Running OLTP-like joins over 3NF data with history is a nuisance. It is not only painfully complicated to write, but also hard to optimize. But if the data is immutable anyway, we can bring it into a form optimized for the kind of temporal reporting query we want to run on it, and not care about anomalies.
Also, keeping OLTP systems as small as possible has a lot of value in its own:
- We can make casual changes to a 200 GB sized database.
- A data size of 2 TB has hours of change/setup time.
- A data size of 20 TB has one attempt in a workday.
- And a system with 120 TB of data is “one attempt per week” in terms of change.
This is not entirely true for distributed systems, where parallel access can speed things up, but generally smaller and less complex systems are also easier and faster to operate.
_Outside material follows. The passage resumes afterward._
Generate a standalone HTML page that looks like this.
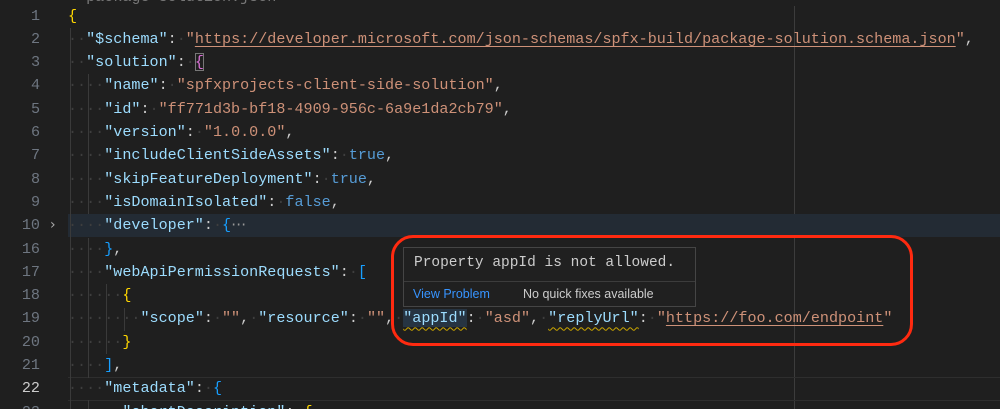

We do know that a CDC-pipeline or applications set up to generate business level events can provide BI-pipelines at a near-live speed, with less than 15s processing time end-to-end. This is close enough to “live”, which is the promise of HTAP.
Building systems around such pipelines segregates OLTP from BI, physically and putting them into different administrative domains, yet they still can provide near-live updates. While it may look more complex at first, it may map a lot better onto the realities of Conway’s Law, and yield smaller, more flexible, and less tightly coupled components.
On the other hand, I do like the technology in TiDB and CockroachDB, but that is mostly because the environment I work in suffers from transactional systems and schemas that happen to be larger than a single machine.
I fully expect these systems to still have need to the 3NF-to-Snowflake transformation that is a characteristic of ETL, and I am not yet ready to buy into the Gartner HTAP hype, unless somebody can show me how this is better handled inside Cockroach or TiDB.